A Possible Victory in the Battle of the Bots

@weenis seems to have shut down his bot army... for now.

Recently he posted an attempted bid war to try and get users to determine the future of his bots by asking for upvotes to the tune of $8000 (since has been removed) on his presented options:

Choices

https://steemit.com/steemit/@weenis/option-a-release-the-bots-release-details-on-over-20-custom-bots
https://steemit.com/steemit/@weenis/option-b-shut-them-down-destroy-the-custom-code

Original post

https://steemit.com/steemit/@weenis/bots-steemit-s-first-community-based-decision-on-bots-your-vote-counts-to-be-or-not-to-be-details-inside

The communities response was quite harsh reacting not only with comments against his bots, but the bid war tactic he used against Steemit as a quasi-bribe. Although a bit misguided, he was tactful in the comments responding surprisingly politely to some pretty aggressive and at times rude remarks.

But what about his bots?

I have not seen him make any remarks about pulling the bots yet, but it appears they are offline now. For the last couple hours there has been no activity according to my own anti-spam bot @clamps and manually checking steemd seems to verify this.

And in the future?

We'll see if the @weenis bot family comes back, but it appears he is now aware of the large audience of users against his style of spam-bots (even if they are profitable). The message is clear to bot makers that brute-force tactics against the platform to try and gain minimal amounts from unsuspecting users is not very profitable in the long run. It might work briefly, but once your bot net is found out, it will be damn hard to get them off everyone's blacklists.

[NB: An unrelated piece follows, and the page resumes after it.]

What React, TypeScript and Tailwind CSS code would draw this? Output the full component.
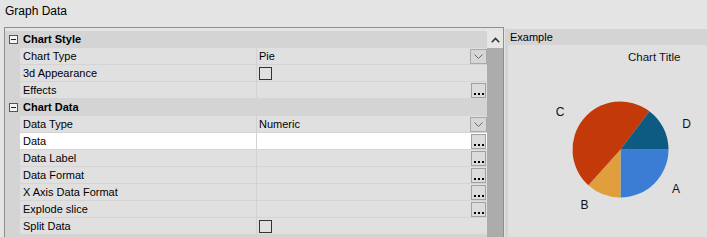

Bots are valuable, but only when they are written well and perform a service the community needs like fighting spam and plagiarism. And not just that, but exciting uses like @williambanks talking about supervising the training of bots with the public!

But you have to know a few things about NLP, and you have to squelch the bot when it has less than 98% probability of formulating a coherent response from it's ontological matrix. That means conceptual extraction and having a broad, deep and solid ontology which means letting the other humans train him. But for that, you have to supervise and own it if people call out your bots.

Bots are useful! When done RIGHT

Please don't hate the innocent bots out there trying to do work for the platform though. Bots like @clamps @cheetah and @antispam are trying to do their part to keep the platform clean and better curated. The future is bright, but it will take some time and quite a bit of effort to make it that way.